Material provided:

* * * * * * * * *

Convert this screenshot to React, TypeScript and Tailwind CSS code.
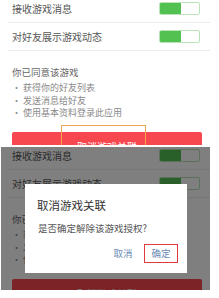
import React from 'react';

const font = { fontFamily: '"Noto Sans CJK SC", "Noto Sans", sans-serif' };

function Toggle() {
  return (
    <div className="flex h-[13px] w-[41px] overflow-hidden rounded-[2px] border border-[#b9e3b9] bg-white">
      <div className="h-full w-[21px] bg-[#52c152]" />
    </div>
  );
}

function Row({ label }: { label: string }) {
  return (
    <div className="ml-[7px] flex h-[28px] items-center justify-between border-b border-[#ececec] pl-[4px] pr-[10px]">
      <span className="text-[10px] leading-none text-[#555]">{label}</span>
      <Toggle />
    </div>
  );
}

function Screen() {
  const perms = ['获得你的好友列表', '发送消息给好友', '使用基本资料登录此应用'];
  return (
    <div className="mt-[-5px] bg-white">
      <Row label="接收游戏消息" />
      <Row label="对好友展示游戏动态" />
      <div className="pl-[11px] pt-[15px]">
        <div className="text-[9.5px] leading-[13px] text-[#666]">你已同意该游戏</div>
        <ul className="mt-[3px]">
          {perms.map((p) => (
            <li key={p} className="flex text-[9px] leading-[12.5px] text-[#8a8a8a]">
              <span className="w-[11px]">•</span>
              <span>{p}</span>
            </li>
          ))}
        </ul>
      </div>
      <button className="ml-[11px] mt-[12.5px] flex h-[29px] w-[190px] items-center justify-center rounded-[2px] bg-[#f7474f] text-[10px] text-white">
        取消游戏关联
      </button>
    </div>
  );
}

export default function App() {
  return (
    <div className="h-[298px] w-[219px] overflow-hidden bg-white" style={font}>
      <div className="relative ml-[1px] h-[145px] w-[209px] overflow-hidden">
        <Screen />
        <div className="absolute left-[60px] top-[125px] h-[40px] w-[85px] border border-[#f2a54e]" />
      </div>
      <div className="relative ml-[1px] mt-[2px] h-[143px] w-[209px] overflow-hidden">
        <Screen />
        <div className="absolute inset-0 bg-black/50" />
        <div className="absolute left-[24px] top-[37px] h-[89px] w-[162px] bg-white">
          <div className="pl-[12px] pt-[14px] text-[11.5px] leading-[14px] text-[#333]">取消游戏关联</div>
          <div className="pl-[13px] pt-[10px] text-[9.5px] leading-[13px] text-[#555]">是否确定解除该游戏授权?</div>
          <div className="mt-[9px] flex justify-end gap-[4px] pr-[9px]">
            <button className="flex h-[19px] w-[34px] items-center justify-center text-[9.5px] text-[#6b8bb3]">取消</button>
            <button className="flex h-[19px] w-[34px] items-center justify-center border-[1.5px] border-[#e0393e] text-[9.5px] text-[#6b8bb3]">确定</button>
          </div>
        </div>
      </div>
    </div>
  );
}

* * * * * * * * *

What to produce:
Copy the listing over exactly, skipping the pictures it holds.

Task response:
Convert this screenshot to React, TypeScript and Tailwind CSS code.
import React from 'react';

const font = { fontFamily: '"Noto Sans CJK SC", "Noto Sans", sans-serif' };

function Toggle() {
  return (
    <div className="flex h-[13px] w-[41px] overflow-hidden rounded-[2px] border border-[#b9e3b9] bg-white">
      <div className="h-full w-[21px] bg-[#52c152]" />
    </div>
  );
}

function Row({ label }: { label: string }) {
  return (
    <div className="ml-[7px] flex h-[28px] items-center justify-between border-b border-[#ececec] pl-[4px] pr-[10px]">
      <span className="text-[10px] leading-none text-[#555]">{label}</span>
      <Toggle />
    </div>
  );
}

function Screen() {
  const perms = ['获得你的好友列表', '发送消息给好友', '使用基本资料登录此应用'];
  return (
    <div className="mt-[-5px] bg-white">
      <Row label="接收游戏消息" />
      <Row label="对好友展示游戏动态" />
      <div className="pl-[11px] pt-[15px]">
        <div className="text-[9.5px] leading-[13px] text-[#666]">你已同意该游戏</div>
        <ul className="mt-[3px]">
          {perms.map((p) => (
            <li key={p} className="flex text-[9px] leading-[12.5px] text-[#8a8a8a]">
              <span className="w-[11px]">•</span>
              <span>{p}</span>
            </li>
          ))}
        </ul>
      </div>
      <button className="ml-[11px] mt-[12.5px] flex h-[29px] w-[190px] items-center justify-center rounded-[2px] bg-[#f7474f] text-[10px] text-white">
        取消游戏关联
      </button>
    </div>
  );
}

export default function App() {
  return (
    <div className="h-[298px] w-[219px] overflow-hidden bg-white" style={font}>
      <div className="relative ml-[1px] h-[145px] w-[209px] overflow-hidden">
        <Screen />
        <div className="absolute left-[60px] top-[125px] h-[40px] w-[85px] border border-[#f2a54e]" />
      </div>
      <div className="relative ml-[1px] mt-[2px] h-[143px] w-[209px] overflow-hidden">
        <Screen />
        <div className="absolute inset-0 bg-black/50" />
        <div className="absolute left-[24px] top-[37px] h-[89px] w-[162px] bg-white">
          <div className="pl-[12px] pt-[14px] text-[11.5px] leading-[14px] text-[#333]">取消游戏关联</div>
          <div className="pl-[13px] pt-[10px] text-[9.5px] leading-[13px] text-[#555]">是否确定解除该游戏授权?</div>
          <div className="mt-[9px] flex justify-end gap-[4px] pr-[9px]">
            <button className="flex h-[19px] w-[34px] items-center justify-center text-[9.5px] text-[#6b8bb3]">取消</button>
            <button className="flex h-[19px] w-[34px] items-center justify-center border-[1.5px] border-[#e0393e] text-[9.5px] text-[#6b8bb3]">确定</button>
          </div>
        </div>
      </div>
    </div>
  );
}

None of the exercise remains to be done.